▶ **Stored records**
►

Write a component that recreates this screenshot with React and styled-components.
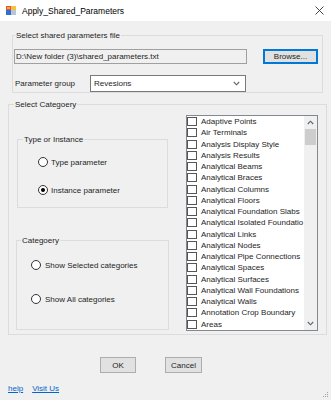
import styled, { createGlobalStyle } from "styled-components";

const GlobalStyle = createGlobalStyle`
  html, body {
    margin: 0;
    padding: 0;
    background: #f0f0f0;
  }
  body {
    font-family: "Liberation Sans", Arial, sans-serif;
    font-size: 8px;
    color: #1e1e1e;
  }
`;

const categories = [
  "Adaptive Points",
  "Air Terminals",
  "Analysis Display Style",
  "Analysis Results",
  "Analytical Beams",
  "Analytical Braces",
  "Analytical Columns",
  "Analytical Floors",
  "Analytical Foundation Slabs",
  "Analytical Isolated Foundatio",
  "Analytical Links",
  "Analytical Nodes",
  "Analytical Pipe Connections",
  "Analytical Spaces",
  "Analytical Surfaces",
  "Analytical Wall Foundations",
  "Analytical Walls",
  "Annotation Crop Boundary",
  "Areas",
];

const Window = styled.div`
  position: relative;
  width: 331px;
  height: 400px;
  display: flex;
  flex-direction: column;
  background: #f0f0f0;
  overflow: hidden;
`;

const TitleBar = styled.div`
  height: 21px;
  flex: none;
  background: #fff;
  display: flex;
  align-items: center;
  padding: 0 7px 0 6px;
  box-sizing: border-box;
`;

const TitleText = styled.span`
  margin-left: 6px;
  font-size: 8.5px;
  color: #000;
`;

const Close = styled.span`
  margin-left: auto;
  display: flex;
`;

const GroupBox = styled.fieldset`
  box-sizing: border-box;
  margin: ${(p) => p.$mt || 0}px 0 0 ${(p) => p.$ml || 0}px;
  padding: ${(p) => p.$pad || "0"};
  width: ${(p) => p.$w}px;
  ${(p) => (p.$h ? `height: ${p.$h}px;` : "")}
  border: 1px solid #dcdcdc;
  min-inline-size: 0;
`;

const Legend = styled.legend`
  padding: 0 1px;
  margin-left: ${(p) => p.$ml}px;
  line-height: 13px;
  font-size: 8px;
`;

const Row = styled.div`
  display: flex;
  align-items: center;
  margin-top: ${(p) => p.$mt || 0}px;
  margin-left: ${(p) => p.$ml || 0}px;
`;

const TextBox = styled.div`
  box-sizing: border-box;
  width: 233px;
  height: 15px;
  border: 1px solid #a0a0a0;
  background: #f0f0f0;
  padding-left: 1px;
  display: flex;
  align-items: center;
  white-space: nowrap;
`;

const Button = styled.div`
  box-sizing: border-box;
  width: ${(p) => p.$w}px;
  height: ${(p) => p.$h || 16}px;
  margin-left: ${(p) => p.$ml || 0}px;
  background: #e1e1e1;
  border: 1px solid ${(p) => (p.$focus ? "#0078d7" : "#adadad")};
  ${(p) => (p.$focus ? "box-shadow: inset 0 0 0 1px #0078d7;" : "")}
  display: flex;
  align-items: center;
  justify-content: center;
`;

const FieldLabel = styled.span`
  width: 75px;
`;

const Combo = styled.div`
  box-sizing: border-box;
  width: 156px;
  height: 17px;
  border: 1px solid #7a7a7a;
  background: #fff;
  display: flex;
  align-items: center;
  padding: 0 5px 0 3px;
  justify-content: space-between;
`;

const Columns = styled.div`
  display: flex;
  align-items: flex-start;
`;

const LeftColumn = styled.div`
  display: flex;
  flex-direction: column;
  align-items: flex-start;
  margin-left: 7px;
`;

const RadioList = styled.div`
  display: flex;
  flex-direction: column;
  gap: ${(p) => p.$gap}px;
  padding: ${(p) => p.$pt}px 0 0 ${(p) => p.$pl}px;
`;

const RadioRow = styled.div`
  display: flex;
  align-items: center;
  height: 12px;
  gap: ${(p) => p.$gap}px;
`;

const RadioCircle = styled.span`
  box-sizing: border-box;
  width: 10px;
  height: 10px;
  border-radius: 50%;
  border: 1px solid #333;
  background: #fff;
  display: flex;
  align-items: center;
  justify-content: center;
  &::after {
    content: "";
    width: 4px;
    height: 4px;
    border-radius: 50%;
    background: ${(p) => (p.$checked ? "#000" : "transparent")};
  }
`;

const ListBox = styled.div`
  box-sizing: border-box;
  width: 132px;
  height: 216px;
  margin: 4px 0 0 17px;
  border: 1px solid #828790;
  background: #fff;
  display: flex;
`;

const Items = styled.div`
  flex: 1;
  overflow: hidden;
`;

const Item = styled.div`
  height: 11.26px;
  display: flex;
  align-items: center;
  white-space: nowrap;
`;

const CheckBox = styled.span`
  box-sizing: border-box;
  flex: none;
  width: 10px;
  height: 9px;
  border: 1px solid #555;
  background: #fff;
  margin-right: 4px;
`;

const ScrollBar = styled.div`
  width: 13px;
  flex: none;
  background: #f0f0f0;
  display: flex;
  flex-direction: column;
`;

const ArrowButton = styled.div`
  height: 13px;
  display: flex;
  align-items: center;
  justify-content: center;
`;

const Thumb = styled.div`
  height: 16px;
  margin: 0 1px;
  background: #cdcdcd;
`;

const Spacer = styled.div`
  flex: 1;
`;

const ButtonRow = styled.div`
  display: flex;
  margin: 22px 0 0 100px;
`;

const Links = styled.div`
  display: flex;
  gap: 9px;
  margin: 11px 0 0 8px;
`;

const Link = styled.a`
  color: #0066cc;
  text-decoration: underline;
  font-size: 8px;
`;

const Grip = styled.svg`
  position: absolute;
  right: 2px;
  bottom: 2px;
`;

function Chevron({ up }) {
  return (
    <svg width="7" height="5" viewBox="0 0 7 5">
      <path
        d={up ? "M0.8 4 L3.5 1.2 L6.2 4" : "M0.8 1 L3.5 3.8 L6.2 1"}
        fill="none"
        stroke="#606060"
        strokeWidth="1.1"
      />
    </svg>
  );
}

function Radio({ label, checked, gap }) {
  return (
    <RadioRow $gap={gap}>
      <RadioCircle $checked={checked} />
      <span>{label}</span>
    </RadioRow>
  );
}

export default function App() {
  return (
    <>
      <GlobalStyle />
      <Window>
        <TitleBar>
          <svg width="10" height="9" viewBox="0 0 10 9">
            <rect x="0" y="0" width="5" height="4" fill="#e8552a" />
            <rect x="5" y="0" width="5" height="4" fill="#f5c343" />
            <rect x="0" y="4" width="5" height="5" fill="#2f6fd0" />
            <rect x="5" y="4" width="5" height="5" fill="#b9c4d6" />
            <rect x="1" y="1" width="3" height="2" fill="#f8a070" />
          </svg>
          <TitleText>Apply_Shared_Parameters</TitleText>
          <Close>
            <svg width="9" height="9" viewBox="0 0 9 9">
              <path d="M0.5 0.5 L8.5 8.5 M8.5 0.5 L0.5 8.5" stroke="#333" strokeWidth="0.9" />
            </svg>
          </Close>
        </TitleBar>

        <GroupBox $mt={8} $ml={12} $w={311} $pad="7px 0 0 0">
          <Legend $ml={2}>Select shared parameters file</Legend>
          <Row $ml={1}>
            <TextBox>{"D:\\New folder (3)\\shared_parameters.txt"}</TextBox>
            <Button $w={55} $h={15} $ml={16} $focus>
              Browse...
            </Button>
          </Row>
          <Row $mt={11} $ml={2}>
            <FieldLabel>Parameter group</FieldLabel>
            <Combo>
              <span>Revesions</span>
              <Chevron />
            </Combo>
          </Row>
        </GroupBox>

        <GroupBox $mt={5} $ml={8} $w={319} $pad="0 0 3px 0">
          <Legend $ml={5}>Select Categoery</Legend>
          <Columns>
            <LeftColumn>
              <GroupBox $mt={22} $ml={1} $w={151} $h={75}>
                <Legend $ml={5}>Type or Instance</Legend>
                <RadioList $pt={10} $pl={20} $gap={16}>
                  <Radio label="Type parameter" gap={3} />
                  <Radio label="Instance parameter" checked gap={3} />
                </RadioList>
              </GroupBox>
              <GroupBox $mt={26} $w={153} $h={96}>
                <Legend $ml={4}>Categoery</Legend>
                <RadioList $pt={12} $pl={14} $gap={22}>
                  <Radio label="Show Selected categories" gap={4} />
                  <Radio label="Show All categories" gap={4} />
                </RadioList>
              </GroupBox>
            </LeftColumn>
            <ListBox>
              <Items>
                {categories.map((c) => (
                  <Item key={c}>
                    <CheckBox />
                    {c}
                  </Item>
                ))}
              </Items>
              <ScrollBar>
                <ArrowButton>
                  <Chevron up />
                </ArrowButton>
                <Thumb />
                <Spacer />
                <ArrowButton>
                  <Chevron />
                </ArrowButton>
              </ScrollBar>
            </ListBox>
          </Columns>
        </GroupBox>

        <ButtonRow>
          <Button $w={36}>OK</Button>
          <Button $w={37} $ml={29}>
            Cancel
          </Button>
        </ButtonRow>

        <Links>
          <Link href="#">help</Link>
          <Link href="#">Visit Us</Link>
        </Links>

        <Grip width="7" height="7" viewBox="0 0 7 7">
          <rect x="5" y="1" width="1" height="1" fill="#a0a0a0" />
          <rect x="3" y="3" width="1" height="1" fill="#a0a0a0" />
          <rect x="5" y="3" width="1" height="1" fill="#a0a0a0" />
          <rect x="1" y="5" width="1" height="1" fill="#a0a0a0" />
          <rect x="3" y="5" width="1" height="1" fill="#a0a0a0" />
          <rect x="5" y="5" width="1" height="1" fill="#a0a0a0" />
        </Grip>
      </Window>
    </>
  );
}
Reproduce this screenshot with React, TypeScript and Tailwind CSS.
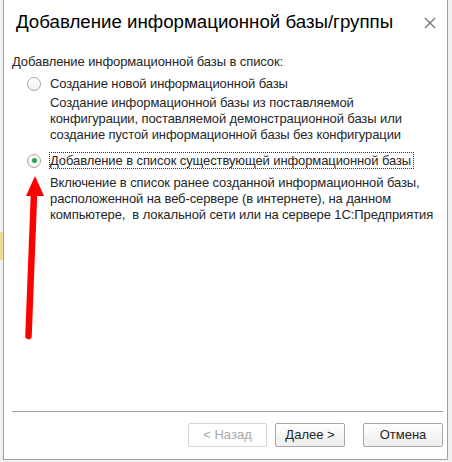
export default function App() {
  return (
    <div className="relative flex h-[462px] w-[452px] overflow-hidden bg-[#f0f0f0] font-['Liberation_Sans',Arial,sans-serif]">
      {/* left edge of window behind */}
      <div className="flex w-[3px] flex-col">
        <div className="h-[232px]" />
        <div className="h-[28px] bg-[#f0da94]" />
      </div>

      {/* Dialog */}
      <div className="flex h-[460px] w-[445px] flex-col border border-t-0 border-[#a0a0a0] bg-white">
        {/* Title */}
        <div className="flex h-[54px] items-start justify-between pl-[12px] pr-[11px] pt-[10px]">
          <h1 className="text-[18.7px] leading-[24px] text-black">Добавление информационной базы/группы</h1>
          <svg width="12" height="12" viewBox="0 0 12 12" className="mt-[7px]" fill="none" stroke="#707070" strokeWidth="1.2">
            <path d="M1 1l10 10M11 1L1 11" />
          </svg>
        </div>

        {/* Body */}
        <div className="px-[8px] text-[13px] leading-[16px] tracking-[-0.1px] text-[#262626]">
          <p>Добавление информационной базы в список:</p>

          <div className="mt-[5px] flex items-center pl-[15px]">
            <span className="h-[14px] w-[14px] rounded-full border border-[#a6a6a6] bg-gradient-to-b from-white to-[#f2f2f2]" />
            <span className="ml-[8px] border border-transparent leading-[15px]">Создание новой информационной базы</span>
          </div>
          <p className="mt-[3px] pl-[38px]">
            Создание информационной базы из поставляемой
            <br />
            конфигурации, поставляемой демонстрационной базы или
            <br />
            создание пустой информационной базы без конфигурации
          </p>

          <div className="mt-[9px] flex items-center pl-[15px]">
            <span className="flex h-[14px] w-[14px] items-center justify-center rounded-full border border-[#a6a6a6] bg-gradient-to-b from-white to-[#f2f2f2]">
              <span className="h-[5px] w-[5px] rounded-full bg-[#2f9e4f]" />
            </span>
            <span className="ml-[8px] border border-dotted border-[#333] pr-[2px] leading-[15px]">
              Добавление в список существующей информационной базы
            </span>
          </div>
          <p className="mt-[6px] pl-[38px]">
            Включение в список ранее созданной информационной базы,
            <br />
            расположенной на веб-сервере (в интернете), на данном
            <br />
            компьютере,&nbsp; в локальной сети или на сервере 1С:Предприятия
          </p>
        </div>

        {/* Footer */}
        <div className="ml-[8px] mr-[4px] mt-auto h-px bg-[#a0a0a0]" />
        <div className="mb-[12px] mr-[4px] mt-[11px] flex h-[24px] justify-end text-[13px] text-[#262626]">
          <button className="h-[24px] w-[79px] rounded-[2px] border border-[#d6d6d6] bg-white text-[#a8a8a8]">
            &lt; Назад
          </button>
          <button className="ml-[8px] h-[24px] w-[70px] rounded-[2px] border border-[#a8a8a8] bg-gradient-to-b from-white to-[#ededed]">
            Далее &gt;
          </button>
          <button className="ml-[18px] h-[24px] w-[80px] rounded-[2px] border border-[#a8a8a8] bg-gradient-to-b from-white to-[#ededed]">
            Отмена
          </button>
        </div>
      </div>

      {/* Red annotation arrow */}
      <svg className="pointer-events-none absolute left-0 top-0" width="452" height="462" viewBox="0 0 452 462">
        <path d="M28.5 336 L34 194" stroke="#ff0000" strokeWidth="6.5" strokeLinecap="round" fill="none" />
        <polygon points="35,176 26,196 44,196" fill="#ff0000" />
      </svg>
    </div>
  );
}
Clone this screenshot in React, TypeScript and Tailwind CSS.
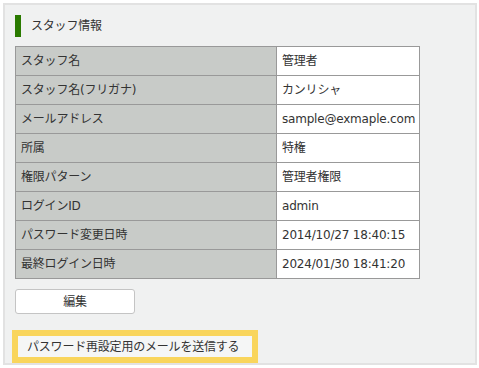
const rows = [
  { label: 'スタッフ名', value: '管理者' },
  { label: 'スタッフ名(フリガナ)', value: 'カンリシャ' },
  { label: 'メールアドレス', value: 'sample@exmaple.com' },
  { label: '所属', value: '特権' },
  { label: '権限パターン', value: '管理者権限' },
  { label: 'ログインID', value: 'admin' },
  { label: 'パスワード変更日時', value: '2014/10/27 18:40:15' },
  { label: '最終ログイン日時', value: '2024/01/30 18:41:20' },
]

export default function App() {
  return (
    <div
      className="w-[479px] h-[368px] bg-white pt-[3px] pl-[3px] text-[#333] text-[12px] tracking-[-0.2px]"
      style={{ fontFamily: '"DejaVu Sans", "Noto Sans CJK JP", sans-serif' }}
    >
      <div className="w-[474px] h-[362px] border-2 border-[#e2e2e2] bg-[#f0f1f1] pt-[10px] pl-[10px]">
        {/* Title */}
        <div className="h-[22px] border-l-[6px] border-[#2a7a00] pl-[10px] flex items-center">
          スタッフ情報
        </div>

        {/* Info table */}
        <table className="mt-[9px] w-[405px] table-fixed border-collapse">
          <colgroup>
            <col className="w-[261px]" />
            <col />
          </colgroup>
          <tbody>
            {rows.map((row) => (
              <tr key={row.label} className="h-[29px]">
                <td className="border border-[#999] bg-[#c8cbc8] px-[5px] leading-none">{row.label}</td>
                <td className="border border-[#999] bg-white px-[5px] leading-none whitespace-nowrap">{row.value}</td>
              </tr>
            ))}
          </tbody>
        </table>

        <button className="mt-[10px] w-[120px] h-[25px] bg-white border border-[#c4c4c4] rounded-[3px] flex items-center justify-center">
          編集
        </button>

        <div className="mt-[16px] -ml-[3px] w-[246px] border-[6px] border-[#f9d55c]">
          <button className="w-full h-[21px] bg-[#f5f6f6] flex items-center pl-[9px] whitespace-nowrap">
            パスワード再設定用のメールを送信する
          </button>
        </div>
      </div>
    </div>
  )
}
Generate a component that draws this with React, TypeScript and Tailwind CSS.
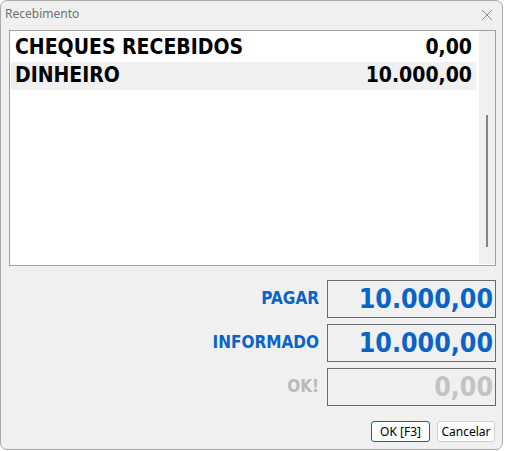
import React from "react";

const rows = [
    { label: "CHEQUES RECEBIDOS", value: "0,00", alt: false },
    { label: "DINHEIRO", value: "10.000,00", alt: true },
];

const totals = [
    { label: "PAGAR", value: "10.000,00", muted: false },
    { label: "INFORMADO", value: "10.000,00", muted: false },
    { label: "OK!", value: "0,00", muted: true },
];

const boldFont = { fontFamily: '"DejaVu Sans Condensed", "DejaVu Sans", sans-serif' };

export default function App() {
    return (
        <div className="w-[505px] h-[451px] bg-white overflow-hidden">
            <div className="w-[503px] h-[450px] bg-[#f0f0f0] border border-[#a9a9a9] rounded-[7px] flex flex-col">
                {/* Title bar */}
                <div
                    className="h-[29px] flex items-center justify-between pl-[4px] pr-[9px] text-[12px] text-[#707070]"
                    style={{ fontFamily: '"Segoe UI", "Noto Sans", sans-serif' }}
                >
                    <span className="-mt-[3px]">Recebimento</span>
                    <svg width="12" height="12" viewBox="0 0 12 12" className="-mt-[2px]">
                        <path d="M1 1 L11 11 M11 1 L1 11" stroke="#8a8a8a" strokeWidth="1" fill="none" />
                    </svg>
                </div>

                {/* List */}
                <div className="ml-[8px] w-[487px] h-[236px] bg-white border border-[#a0a0a0] flex">
                    <div className="flex-1 pt-[3px] pl-[1px] pr-[3px]">
                        {rows.map((r) => (
                            <div
                                key={r.label}
                                className={`h-[28px] flex items-center justify-between pl-[4px] pr-[4px] text-[21px] font-bold text-black ${r.alt ? "bg-[#f0f0f0]" : ""}`}
                                style={boldFont}
                            >
                                <span>{r.label}</span>
                                <span>{r.value}</span>
                            </div>
                        ))}
                    </div>
                    <div className="w-[16px] mb-[1px] bg-[#f0f0f0] flex justify-center pt-[84px]">
                        <div className="w-[2px] h-[132px] bg-[#858585]" />
                    </div>
                </div>

                {/* Totals */}
                <div className="mt-[14px] w-[495px] flex flex-col items-end gap-[6px]">
                    {totals.map((t) => (
                        <div key={t.label} className="flex items-center gap-[8px]">
                            <span
                                className={`text-[17px] font-bold ${t.muted ? "text-[#b9b9b9]" : "text-[#0a63c6]"}`}
                                style={boldFont}
                            >
                                {t.label}
                            </span>
                            <div
                                className={`w-[169px] h-[38px] border border-[#6a6a6a] flex items-center justify-end pr-[2px] text-[26.5px] font-bold ${t.muted ? "text-[#c3c3c3]" : "text-[#0a63c6]"}`}
                                style={boldFont}
                            >
                                {t.value}
                            </div>
                        </div>
                    ))}
                </div>

                {/* Buttons */}
                <div
                    className="mt-[15px] w-[494px] flex justify-end gap-[7px] text-[12px] text-black"
                    style={{ fontFamily: '"Segoe UI", "Noto Sans", sans-serif' }}
                >
                    <button className="w-[59px] h-[21px] bg-[#fdfdfd] border border-[#0067c0] rounded-[3px] leading-none">
                        OK [F3]
                    </button>
                    <button className="w-[58px] h-[21px] bg-[#fdfdfd] border border-[#d0d0d0] rounded-[3px] leading-none">
                        Cancelar
                    </button>
                </div>
            </div>
        </div>
    );
}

◄

▶ **Given request**
The lines above form a set of records; determine how many of them contain the string "screenshot" and give that number alone.

▶ **Correct result**
3